I am dying of cancer.
To add insult to personal tragedy, my country’s government has decided to use my illness and that of so many other cancer patients as leverage in the current administration’s battle against higher education.
Hundreds of millions of cancer research dollars have been canceled or delayed because our government has decided that associated universities’ cultures are not conservative enough, are antisemitic, or have diversity, equity and inclusion policies that the Trump administration finds objectionable.
The magnitude of such fiscal cuts inevitably results in terminated research programs, operational disruptions, faculty cutbacks, hiring freezes, suspension of new Ph.D. student admissions and ultimately more cancer deaths and suffering. Hundreds of organizations and university research programs have lost or risk losing cancer research grants.
This is not a future problem — these funding cuts are having major impacts across the country right now. Rachael Sirianni, a professor at the University of Massachusetts Chan Medical School who researches pediatric brain cancer, recently told The New York Times that National Institutes of Health grant applications she submitted to continue her research were not funded, resulting in the suspension of her work and the layoff of a postdoctoral researcher. A recent “60 Minutes” segment examined the impact on Harvard’s cancer research programs, including the disruption to Joan Brugge’s work on breast cancer prevention, Don Ingber’s research on “organs-on-chips” and David Liu’s development of gene-editing tools that can correct and rewrite defective genes — research that led to lifesaving experimental treatment of a 13-year-old leukemia patient.
Some universities, most recently Cornell University, have succumbed to government pressure and reached an agreement to restore funding. Harvard, however, sued and secured an order to reinstate funding by successfully challenging the First Amendment constitutionality of the government’s actions. In a Sept. 3 decision, U.S. District Court Judge Allison Burroughs concluded that “ … Defendants used antisemitism as a smoke screen for a targeted, ideologically motivated assault on this country’s premier universities, and did so in a way that runs afoul of the APA (Administrative Procedure Act), the First Amendment and Title VI (of the Civil Rights Act).” The Trump administration is expected to appeal and block future funding to Harvard.
From a patient’s perspective, the immorality of holding cancer research funding hostage in a political battle over campus culture is much more troubling than the constitutional illegality found by the court. Whether a university settles or fights for its academic independence is somewhat beside the point. Putting cancer research at risk for political reasons is simply wrong.

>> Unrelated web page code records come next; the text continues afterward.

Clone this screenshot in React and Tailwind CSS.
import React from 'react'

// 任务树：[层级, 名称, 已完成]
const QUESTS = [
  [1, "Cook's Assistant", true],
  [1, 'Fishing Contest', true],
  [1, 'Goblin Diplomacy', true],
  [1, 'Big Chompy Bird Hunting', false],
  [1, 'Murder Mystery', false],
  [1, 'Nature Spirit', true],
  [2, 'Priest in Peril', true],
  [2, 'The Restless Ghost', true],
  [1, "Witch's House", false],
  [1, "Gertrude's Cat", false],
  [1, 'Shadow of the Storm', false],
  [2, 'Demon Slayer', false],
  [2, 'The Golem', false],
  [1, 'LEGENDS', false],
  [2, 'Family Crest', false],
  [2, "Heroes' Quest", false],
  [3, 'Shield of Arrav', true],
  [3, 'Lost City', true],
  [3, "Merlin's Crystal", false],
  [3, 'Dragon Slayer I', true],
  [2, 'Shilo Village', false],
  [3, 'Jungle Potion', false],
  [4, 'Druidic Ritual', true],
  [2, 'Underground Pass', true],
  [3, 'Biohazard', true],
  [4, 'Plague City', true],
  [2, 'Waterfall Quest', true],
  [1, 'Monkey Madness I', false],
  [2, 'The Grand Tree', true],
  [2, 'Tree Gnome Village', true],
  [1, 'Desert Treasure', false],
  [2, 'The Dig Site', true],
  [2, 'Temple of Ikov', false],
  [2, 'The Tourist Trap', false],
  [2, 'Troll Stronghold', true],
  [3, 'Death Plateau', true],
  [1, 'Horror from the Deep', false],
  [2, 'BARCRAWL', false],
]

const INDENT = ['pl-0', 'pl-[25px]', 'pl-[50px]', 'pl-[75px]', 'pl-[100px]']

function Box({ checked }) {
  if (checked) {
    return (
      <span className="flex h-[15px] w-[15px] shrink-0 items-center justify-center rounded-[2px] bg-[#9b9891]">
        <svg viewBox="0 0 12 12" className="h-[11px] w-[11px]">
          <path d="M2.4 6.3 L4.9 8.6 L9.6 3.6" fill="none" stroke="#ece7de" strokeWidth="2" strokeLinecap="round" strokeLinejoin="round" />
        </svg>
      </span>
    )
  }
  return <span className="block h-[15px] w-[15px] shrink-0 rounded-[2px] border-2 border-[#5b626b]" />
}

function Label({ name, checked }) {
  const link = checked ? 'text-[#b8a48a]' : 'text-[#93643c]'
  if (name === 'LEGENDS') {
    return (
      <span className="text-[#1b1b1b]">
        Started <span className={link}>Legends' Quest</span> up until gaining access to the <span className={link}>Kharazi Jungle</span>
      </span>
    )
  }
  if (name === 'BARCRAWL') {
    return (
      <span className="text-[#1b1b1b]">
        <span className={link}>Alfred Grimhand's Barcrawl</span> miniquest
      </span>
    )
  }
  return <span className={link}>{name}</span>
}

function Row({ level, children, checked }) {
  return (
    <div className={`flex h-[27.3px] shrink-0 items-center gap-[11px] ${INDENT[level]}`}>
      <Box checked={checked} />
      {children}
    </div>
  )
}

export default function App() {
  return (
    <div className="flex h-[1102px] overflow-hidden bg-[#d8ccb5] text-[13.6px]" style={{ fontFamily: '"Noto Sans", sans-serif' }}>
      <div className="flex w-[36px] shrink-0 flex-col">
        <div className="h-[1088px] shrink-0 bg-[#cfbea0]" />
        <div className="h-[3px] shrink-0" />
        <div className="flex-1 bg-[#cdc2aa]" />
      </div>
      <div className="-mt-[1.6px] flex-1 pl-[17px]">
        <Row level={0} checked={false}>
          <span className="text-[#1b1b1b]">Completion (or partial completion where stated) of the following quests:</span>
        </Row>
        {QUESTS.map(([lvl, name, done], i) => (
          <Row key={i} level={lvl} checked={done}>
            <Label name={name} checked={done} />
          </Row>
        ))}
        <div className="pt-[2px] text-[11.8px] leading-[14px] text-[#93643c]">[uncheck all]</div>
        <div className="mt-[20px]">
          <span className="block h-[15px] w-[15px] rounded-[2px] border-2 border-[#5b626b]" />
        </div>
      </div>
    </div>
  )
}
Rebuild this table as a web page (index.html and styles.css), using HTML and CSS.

Cancer research is neither conservative nor liberal. Cancer sees no color, race, religion or sexual orientation. No family who suffers with this awful disease should be used as a cudgel to seek revenge or retribution because of political differences. To diminish my life, my hopes and my dreams, as well as the lives, hopes and dreams of so many cancer patients, just to advance a political agenda is simply cruel.
Those politicians who allow — or worse, promote — limiting, and in extreme cases, terminating, critical cancer research to punish universities are not representing their constituents, so many of whom suffer from this disease. Instead, they are allowing revenge on innocents to make a point that they can and will cause more human suffering unless university educators submit. It raises the question: What kind of government puts the lives of its own citizens at risk?
If you must challenge an educational philosophy, then do so by challenging the educational programs that you deem unfairly progressive, not the research programs that have no political component. If you are convinced that a cancer research program is administratively bloated or worse, is fraudulently expending taxpayer dollars, then legally audit those expenditures and recoup those funds.
Don’t make my life and the lives of so many other cancer patients, along with the research programs we depend on, collateral damage.